In a few weeks I will test the popcorn to see if it pops well. Once it is I will jar it up to keep the moisture content right and we will have healthy snacks for the winter. And plenty of it.
Our children hopped on the bus today. September one–first day of school. I have to admit I am happy school starts in September. Starting in August is hard to take. I can think of September as fall, but August is still summer, no arguing, even if the temperature is supposed to top 90 today. I am off to work, hoping to get it all done before the bus returns this afternoon. Another school year underway, with the good and the bad that comes with that. My kids were excited and nervous at the same time, as I imagine I was back in the school days. A colleague of mine, when I saw her for the first time since June this week, said to me, “Happy New Year!” I thought that was apt. So here is to a good new year. Cheers!
Warm night. Lightning bugs dot the field.
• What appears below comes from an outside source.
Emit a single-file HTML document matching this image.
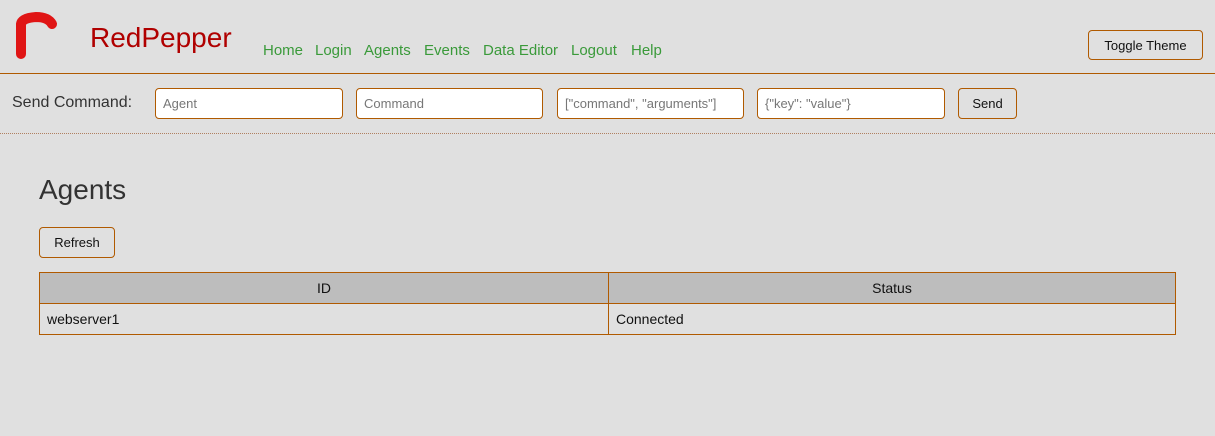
<!DOCTYPE html>
<html><head><style>
body{margin:0;background:#e0e0e0;width:1215px;height:436px;position:relative;font-family:"Liberation Sans",sans-serif;overflow:hidden;color:#333}
.a{position:absolute}
.hdr{top:0;left:0;width:1215px;height:73px;border-bottom:1px solid #b05a00}
.nav a{color:#3a9a3a;text-decoration:none;font-size:15px;position:absolute;top:42px}
.btn{position:absolute;border:1px solid #b05a00;border-radius:4px;background:#e0e0e0;font-size:13px;color:#111;display:flex;align-items:center;justify-content:center;box-sizing:border-box}
.in{position:absolute;top:88px;height:31px;border:1px solid #b05a00;border-radius:4px;background:#fff;box-sizing:border-box;font-size:13px;color:#777;padding-left:7px;line-height:29px}
table{border-collapse:collapse;position:absolute;left:39px;top:272px;width:1137px;font-size:14px;color:#111}
td,th{border:1px solid #b05a00;height:30px;padding:0 7px;font-weight:normal}
th{background:#bdbdbd;text-align:center}
</style></head><body>
<div class="a hdr"></div>
<svg class="a" style="left:12px;top:12px" width="48" height="48" viewBox="0 0 48 48"><path d="M9 42 V12 Q10 6 24 5 Q36 5 40 12" stroke="#e01515" stroke-width="10" fill="none" stroke-linecap="round"/></svg>
<div class="a" style="left:90px;top:22px;font-size:28px;color:#b00000">RedPepper</div>
<div class="nav"><a style="left:263px">Home</a><a style="left:315px">Login</a><a style="left:364px">Agents</a><a style="left:424px">Events</a><a style="left:483px">Data Editor</a><a style="left:571px">Logout</a><a style="left:631px">Help</a></div>
<div class="btn" style="left:1088px;top:30px;width:115px;height:30px">Toggle Theme</div>
<div class="a" style="left:12px;top:94px;font-size:16px">Send Command:</div>
<div class="in" style="left:155px;width:188px">Agent</div>
<div class="in" style="left:356px;width:187px">Command</div>
<div class="in" style="left:557px;width:187px">["command", "arguments"]</div>
<div class="in" style="left:757px;width:188px">{"key": "value"}</div>
<div class="btn" style="left:958px;top:88px;width:59px;height:31px">Send</div>
<div class="a" style="left:0;top:133px;width:1215px;border-top:1px dotted #b08060"></div>
<div class="a" style="left:39px;top:174px;font-size:28px">Agents</div>
<div class="btn" style="left:39px;top:227px;width:76px;height:31px">Refresh</div>
<table><tr><th>ID</th><th>Status</th></tr><tr><td style="width:554px">webserver1</td><td>Connected</td></tr></table>
</body></html>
Children sleep their innocent sleep, half under blankets.
Summer has arrived. I watched the sun set on the lake tonight. The Adirondacks outlined in pink and red. Peepers still sing to one another in the darkness.
I am in love with everything around me–my wife, my children, this world. I am love with the lightning bugs and the sunset. My heart leaps up.
Dew settles as the air cools. The wind has the night off. The sun wakes the other side of the earth. Somewhere outside the house, a skunk searches for breakfast.
How can I sleep with such wonder? How can I sleep with such beauty? And what about love? That, too, keeps me stirring long after my family sleeps, long after I have risen and left my bed to gather the day’s dust.